SWC Releases Primary Findings of its Latest Report on the Worldwide Investigation and Prosecution of Nazi War Criminals

April 19, 2020

 APRIL 1, 2018-DECEMBER 31, 2019
Trials of Nazi War Criminals
 
Three trials of Nazi war criminals commenced during the period under review, two in Germany and one in the United States. Both German trials were of men  who served as SS guards at the Stutthof concentration camp, near Gdansk, Poland, which was the first Nazi concentration camp established outside Nazi Germany on September 2, 1939, and was the last to be liberated by the Allies (the Soviet Army) on May 9, 1945.
 
Approximately 110,000 men and women were sent to the camp, which was originally designated for Polish religious and political leaders and intelligentsia. The first large number of Jewish inmates arrived in Stutthof in July 1944, about a year after the Nazis built a gas chamber and crematorium in the camp, and it was then that the camp began to play an important role in the implementation of the Final Solution. Those deported were 25,053 Jews (among them 16,123 women) from the Baltics, mostly the remnants of Lithuanian ghettos, and 23,566 (of whom 21,817 were women) who had previously been deported from Hungary to Auschwitz. The estimated number of victims in Stutthof is 63,000-65,000, among them 28,000 Jews.
 
The first trial during the period under review was that of Johannes Rehbogen, who served at the camp as an S.S. guard from June 1942 until September 1944, which opened in Muenster on November 6, 2018 and was permanently closed due to illness on April 3, 2019. The second defendant, Bruno Dey, served as an armed S.S. watchtower guard at Stutthof from August 1944 until April 1945. His trial has been temporarily halted due to the Corona virus.
 
The third trial which was conducted in Memphis, Tennessee, in the United States, was of Friedrich Karl Berger, who served as an armed guard at Meppen, a subcamp of the Neuengamme concentration camp near Hamburg began on May 10, 2019. The verified death toll of that camp is 42,900; 14,000 of whom were murdered or died in the main camp; 12,800 in the subcamps and 16,100 in the death marches in the final weeks of the war.

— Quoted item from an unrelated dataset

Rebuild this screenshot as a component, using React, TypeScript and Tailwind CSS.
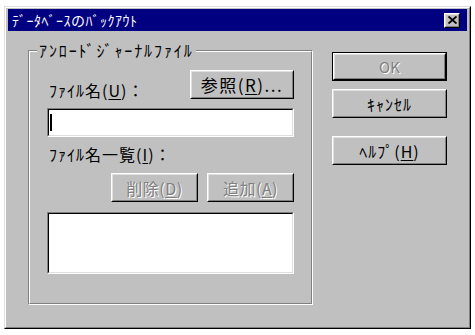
import React from "react";

function Raised({
  children,
  className = "",
  def = false,
  disabled = false,
  textClass = "",
}: {
  children: React.ReactNode;
  className?: string;
  def?: boolean;
  disabled?: boolean;
  textClass?: string;
}) {
  const body = (
    <div className="h-full w-full border border-t-white border-l-white border-r-black border-b-black">
      <div
        className={
          "h-full w-full border border-t-[#dfdfdf] border-l-[#dfdfdf] border-r-[#808080] border-b-[#808080] bg-[#c0c0c0] flex items-center justify-center whitespace-nowrap " +
          (disabled ? "text-[#808080] [text-shadow:1px_1px_0_#ffffff] " : "text-black ") +
          textClass
        }
      >
        {children}
      </div>
    </div>
  );
  return (
    <div className={className}>
      {def ? <div className="h-full w-full border border-black">{body}</div> : body}
    </div>
  );
}

function Sunken({ children, className = "" }: { children?: React.ReactNode; className?: string }) {
  return (
    <div className={"border border-t-[#808080] border-l-[#808080] border-r-white border-b-white " + className}>
      <div className="h-full w-full border border-t-black border-l-black border-r-[#dfdfdf] border-b-[#dfdfdf] bg-white">
        {children}
      </div>
    </div>
  );
}

export default function App() {
  return (
    <div className="w-[475px] h-[335px] bg-white pt-[6px] pl-[4px] [font-family:'Noto_Sans_CJK_JP',sans-serif] overflow-hidden">
      <div className="w-[467px] h-[323px] border border-t-[#dfdfdf] border-l-[#dfdfdf] border-r-black border-b-black">
        <div className="h-full w-full border border-t-white border-l-white border-r-[#808080] border-b-[#808080] bg-[#c0c0c0] px-[2px] pt-[1px] flex flex-col">
          {/* caption */}
          <div className="h-[22px] bg-[#000080] flex items-center justify-between pl-[4px] pr-[7px]">
            <span className="text-white text-[14px] leading-[18px] tracking-[0.5px] whitespace-nowrap">
              ﾃﾞｰﾀﾍﾞｰｽのﾊﾞｯｸｱｳﾄ
            </span>
            <Raised className="w-[16px] h-[15px]">
              <svg width="9" height="8" viewBox="0 0 9 8">
                <path d="M0.5 0.5 L8.5 7.5 M8.5 0.5 L0.5 7.5" stroke="black" strokeWidth="1.8" fill="none" />
              </svg>
            </Raised>
          </div>

          {/* body */}
          <div className="flex pl-[20px] pt-[19px]">
            {/* group box */}
            <div className="relative w-[285px] h-[255px] border border-t-[#808080] border-l-[#808080] border-r-white border-b-white">
              <div className="h-full w-full border border-t-white border-l-white border-r-[#808080] border-b-[#808080] pt-[18px] px-[17px] flex flex-col">
                <div className="flex justify-between items-end h-[29px]">
                  <span className="pl-[2px] text-[16px] leading-[18px] tracking-[1px] whitespace-nowrap">
                    ﾌｧｲﾙ名(<span className="underline underline-offset-2">U</span>)：
                  </span>
                  <Raised className="w-[104px] h-[29px]" textClass="text-[17px] leading-[18px] tracking-[1.5px]">
                    参照(<span className="underline underline-offset-2">R</span>)...
                  </Raised>
                </div>
                <Sunken className="mt-[9px] h-[29px] w-full">
                  <div className="h-full flex items-center pl-[1px]">
                    <span className="w-[2px] h-[17px] bg-black" />
                  </div>
                </Sunken>
                <div className="mt-[7px] h-[20px] pl-[2px] text-[16px] leading-[20px] tracking-[1px] whitespace-nowrap">
                  ﾌｧｲﾙ名一覧(<span className="underline underline-offset-2">I</span>)：
                </div>
                <div className="mt-[9px] flex justify-end gap-[9px]">
                  <Raised className="w-[87px] h-[29px]" disabled textClass="text-[16px] leading-[18px] tracking-[0.5px]">
                    削除(<span className="underline underline-offset-2">D</span>)
                  </Raised>
                  <Raised className="w-[87px] h-[29px]" disabled textClass="text-[16px] leading-[18px] tracking-[0.5px]">
                    追加(<span className="underline underline-offset-2">A</span>)
                  </Raised>
                </div>
                <Sunken className="mt-[10px] h-[62px] w-full" />
              </div>
              <span className="absolute left-[8px] top-[-11px] px-[2px] bg-[#c0c0c0] text-[16px] leading-[20px] tracking-[1.9px] whitespace-nowrap">
                ｱﾝﾛｰﾄﾞｼﾞｬｰﾅﾙﾌｧｲﾙ
              </span>
            </div>

            {/* right buttons */}
            <div className="ml-[19px] pt-[2px] flex flex-col">
              <Raised className="w-[115px] h-[29px]" def disabled textClass="text-[15px] leading-[18px]">
                OK
              </Raised>
              <Raised className="mt-[8px] w-[115px] h-[29px]" textClass="text-[16px] leading-[18px] tracking-[1px]">
                ｷｬﾝｾﾙ
              </Raised>
              <Raised className="mt-[18px] w-[115px] h-[29px]" textClass="text-[16px] leading-[18px] tracking-[1px]">
                ﾍﾙﾌﾟ(<span className="underline underline-offset-2">H</span>)
              </Raised>
            </div>
          </div>
        </div>
      </div>
    </div>
  );
}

Berger was accused of forcing the inmates "to work outdoors to the point of exhaustion and death." He was tried by the Human Rights and Special Prosecution Section of the U.S. Justice Department, and was ordered deported to Germany on February 28, 2020. (Nazi criminals cannot be prosecuted in the United States for their Holocaust crimes, and are therefore tried for violations of immigration and naturalization law, i.e. concealing their wartime service with the forces of the Third Reich or it allies.)
 
Investigations of Nazi War Criminals


 A.      New Investigations-April 1,2018-December 31, 2018
 January 1, 2019-December 31, 2019
 Poland  194
 Germany   23
 Austria    1
 Canada    1
 Italy    1
 United States    1
 Germany  27
 Russia   2
 United States   1





                                                                                  

B.         Ongoing Investigations as of January 1, 2020*
 
 Germany  24 investigations against 40 suspects
 Russia   2
 Estonia   1
 France   1
 

In conclusion, what emerges from the above data is that prosecution of Nazi war criminals is still possible, but increasingly  difficult.
In that respect, the Corona virus is an unforeseen calamity, which may put an end to the final efforts to hold Nazi war criminals accountable for their crimes.                                             
 

*Please note that these figures are not complete since many countries have still not responded to our questionnaire due the Corona virus.